To read the rest of this, please click through to Haaretz.
UPDATE:
Then this morning (Wednesday, 7/30), Ezra Klein ran his own version of these columns: “Why I have become more pessimistic about Israel.”
Why it’s almost like I know a thing or two.
AmazingSusan
/ July 29, 2014Reblogged this on a dog's breakfast and commented:
@EmilyLHauser: a sensible, balanced Jewish voice on #Israel #Palestine
ExpatJK
/ July 29, 2014I’m just going to revise and repost 2 things here that I posted on another blog, since they are very much in the spirit of what you covered so well in your article:
It is depressing to watch the Diaspora Jewish communities blindly support said policies and then heap abuse on anyone who dares to critique these policies, even in the most mild manner. The discourse in the community about this, as well as the overall insularity and inability to admit other viewpoints, has me wondering how often I’ll bring my son in contact with other Jews as he grows up. Not in the sense that I would tell him to cross the street or that Jews are bad people since I’m not actually a self-hater, but in the sense that I don’t want him exposed to “everything the Israeli government does is right!” propaganda and lack of critical thinking.
-signed, your friendly kapo/Nazi fucker/self-hating Jew/anti-Semite (all things I’ve actually been called by other Jews when talking about this issue)
I was born Jewish, and I wouldn’t change that.
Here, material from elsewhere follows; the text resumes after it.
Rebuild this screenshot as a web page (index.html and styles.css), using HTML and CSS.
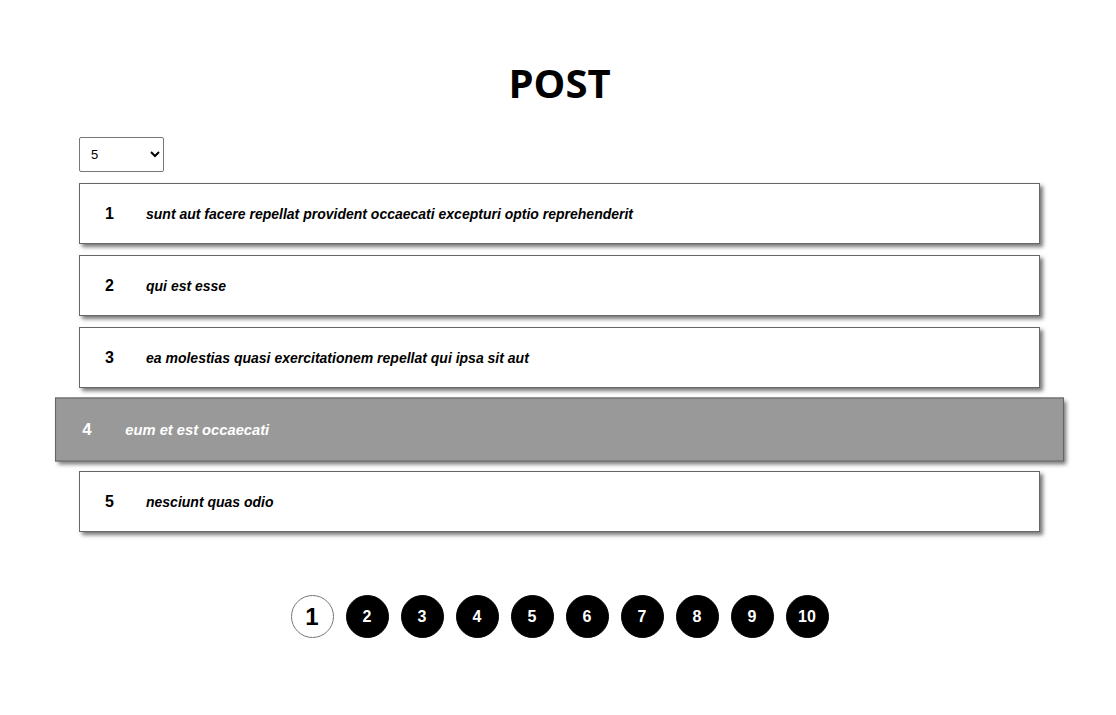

My grandparents used to talk about how we would stay Jews because, if nothing else, we suffered so much for being Jewish. When I think about things today, it’s hard to imagine that bombing children and burgeoning theocracy are what we survived persecution for.
Lee Barron
/ July 29, 2014I couldn’t read all of your article because I am not a subscriber. Bummed. Thanks for posting these pieces, I feel less guilty. The last few weeks have made my life-long support for Israel a heavy lift. This needs to stop. Those of us who have truly meant it when we thought “never again” must voice our discomfort. Even at the risk of being branded anti-Semitic.